Creeland
In Creeland, Dallas Hunt documents the transgressions of white supremacy, colonial structures, and institutional violence against First Nations people. The book also considers how one might resist becoming a plot device in the narrative structure of the white literary canon. Hunt’s critiques are true and just and yet, there are times when the fuel for accountability feels more essayistic than poetic in its execution. While consciously prosaic poems work well, in poems where the rhythm is more syncopated, the sentiment, paradoxically, reads flat and literal. The pace in such poems is often fast with the epiphanies and observations spilling, almost like a waterfall, from line to line. This can read as a method for overwhelming the reader into having a reaction, as is the case with these lines from “Mozart, Saskatchewan”:
a white man is a fist,
illiterate
and still
makes more money
than kikâwiy, despite
being half
as smart
Hunt’s strength lies in his panoramic descriptions of place and community, cousins and friends, interpretations of Cree language and culture, but also, in the exploration of archetypal indigeneity in literature.

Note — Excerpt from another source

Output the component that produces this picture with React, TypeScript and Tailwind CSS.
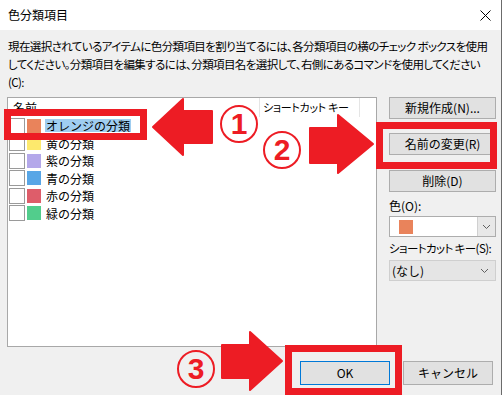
import React from 'react'

const RED = '#ed1c24'

const rows = [
  { label: 'オレンジの分類', color: '#e9835b', selected: true },
  { label: '黄の分類', color: '#fde96d' },
  { label: '紫の分類', color: '#b4a8ea' },
  { label: '青の分類', color: '#58a6e6' },
  { label: '赤の分類', color: '#de5d6a' },
  { label: '緑の分類', color: '#52cd8c' },
]

function Chevron() {
  return (
    <svg width="9" height="6" viewBox="0 0 9 6" fill="none">
      <path d="M1 1l3.5 3.5L8 1" stroke="#606060" strokeWidth="1" />
    </svg>
  )
}

function WinButton({ children, className = '' }: { children: React.ReactNode; className?: string }) {
  return (
    <div
      className={`flex items-center justify-center border border-[#adadad] bg-[#e1e1e1] ${className}`}
    >
      {children}
    </div>
  )
}

function NumCircle({ n, className }: { n: string; className: string }) {
  return (
    <div
      className={`absolute flex h-[38px] w-[38px] items-center justify-center rounded-full border-2 border-[#ed1c24] font-['Liberation_Sans',sans-serif] text-[30px] leading-none font-bold text-[#ed1c24] ${className}`}
    >
      {n}
    </div>
  )
}

export default function App() {
  return (
    <div className="relative h-[395px] w-[502px] overflow-hidden border-r border-[#6b6b6b] bg-[#f0f0f0] font-['Noto_Sans_CJK_JP','Noto_Sans',sans-serif] text-[12px] text-black">
      {/* title bar */}
      <div className="flex h-[30px] items-center justify-between bg-white pr-[10px] pl-2">
        <span className="text-[12px]">色分類項目</span>
        <svg width="11" height="11" viewBox="0 0 11 11">
          <path d="M0.5 0.5l10 10M10.5 0.5l-10 10" stroke="#000" strokeWidth="1" />
        </svg>
      </div>

      {/* description */}
      <div className="px-2 pt-[7px] text-[11.5px] leading-[18px] tracking-[-0.6px] whitespace-nowrap [font-feature-settings:'palt']">
        <div>現在選択されているアイテムに色分類項目を割り当てるには、各分類項目の横のチェック ボックスを使用</div>
        <div>してください。分類項目を編集するには、分類項目名を選択して、右側にあるコマンドを使用してください</div>
        <div>(C):</div>
      </div>

      {/* content */}
      <div className="mt-[6px] flex pl-[7px]">
        <div className="h-[250px] w-[370px] border border-[#a8a8a8] bg-white">
          <div className="flex h-[19px] items-center">
            <div className="w-[251px] pl-[5px]">名前</div>
            <div className="h-full w-[100px] border-l border-[#e5e5e5] pt-[1px] pl-[3px] text-[11px] tracking-[-0.3px] whitespace-nowrap [font-feature-settings:'palt']">
              ショートカット キー
            </div>
            <div className="h-full border-l border-[#e5e5e5]" />
          </div>
          {rows.map((r) => (
            <div key={r.label} className="flex h-[17.5px] items-center pl-[1px]">
              <div className="h-[16px] w-[16px] border border-[#9a9a9a] bg-white" />
              <div className="ml-[2px] h-[14px] w-[14px]" style={{ backgroundColor: r.color }} />
              <div
                className={`ml-[4px] px-[1px] leading-[13px] ${r.selected ? 'bg-[#9fcdf0]' : ''}`}
              >
                {r.label}
              </div>
            </div>
          ))}
        </div>

        <div className="ml-[12px] flex w-[107px] flex-col">
          <WinButton className="h-[22px]">新規作成(N)...</WinButton>
          <WinButton className="mt-[14px] h-[22px]">名前の変更(R)</WinButton>
          <WinButton className="mt-[15px] h-[22px]">削除(D)</WinButton>
          <div className="mt-[6px] leading-[16px]">色(O):</div>
          <div className="mt-[2px] flex h-[21px] border border-[#adadad] bg-white">
            <div className="flex flex-1 items-center pl-[9px]">
              <div className="h-[14px] w-[14px] bg-[#e9835b]" />
            </div>
            <div className="flex w-[18px] items-center justify-center border-l border-[#d0d0d0] bg-[#e8e8e8]">
              <Chevron />
            </div>
          </div>
          <div className="mt-[3px] text-[11.5px] leading-[16px] tracking-[-0.6px] whitespace-nowrap [font-feature-settings:'palt']">
            ショートカット キー(S):
          </div>
          <div className="mt-[4px] flex h-[21px] items-center justify-between border border-[#cfcfcf] bg-[#e5e5e5] pr-[6px] pl-[2px]">
            <span>(なし)</span>
            <Chevron />
          </div>
        </div>
      </div>

      {/* bottom buttons */}
      <div className="mt-[14px] flex justify-end gap-[13px] pr-[8px]">
        <div className="flex h-[24px] w-[90px] items-center justify-center border border-[#0078d7] bg-[#e1e1e1]">
          OK
        </div>
        <WinButton className="h-[24px] w-[90px]">キャンセル</WinButton>
      </div>

      {/* annotations */}
      <div className="absolute top-[109px] left-[4px] h-[31px] w-[143px] border-[7px] border-[#ed1c24]" />
      <div className="absolute top-[122px] left-[376px] h-[47px] w-[121px] border-[7px] border-[#ed1c24]" />
      <div className="absolute top-[345px] left-[285px] h-[50px] w-[117px] border-[7px] border-[#ed1c24]" />

      <svg className="absolute top-[96px] left-[150px]" width="66" height="62" viewBox="0 0 66 62">
        <polygon
          points="3,31 33,3 33,15 62,15 62,47 33,47 33,59"
          fill={RED}
          stroke={RED}
          strokeWidth="2"
          strokeLinejoin="round"
        />
      </svg>
      <svg className="absolute top-[112px] left-[307px]" width="70" height="64" viewBox="0 0 70 64">
        <polygon
          points="3,16 31,16 31,3 66,32 31,61 31,51 3,51"
          fill={RED}
          stroke={RED}
          strokeWidth="2"
          strokeLinejoin="round"
        />
      </svg>
      <svg className="absolute top-[329px] left-[219px]" width="66" height="64" viewBox="0 0 66 64">
        <polygon
          points="3,16 31,16 31,3 63,32 31,61 31,49 3,49"
          fill={RED}
          stroke={RED}
          strokeWidth="2"
          strokeLinejoin="round"
        />
      </svg>

      <NumCircle n="1" className="top-[105px] left-[220px] bg-white" />
      <NumCircle n="2" className="top-[131px] left-[263px] bg-white" />
      <NumCircle n="3" className="top-[350px] left-[177px]" />
    </div>
  )
}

In “Narrative Trap(ping),” we observe how
a group of
coded-Indigenous
supporting characters help
a carful
of white settlers
back to their
desires.
More compelling are Hunt’s poems about the liminality of birth and death. In “I Was Born Blue,” the speaker contemplates the relationship between being born blue and the intersubjective space of mother and child in the initial moments of birth. To exist momentarily on that brink between life and death is “worth it” he says, if only because it means being “outside / of history / for a moment.”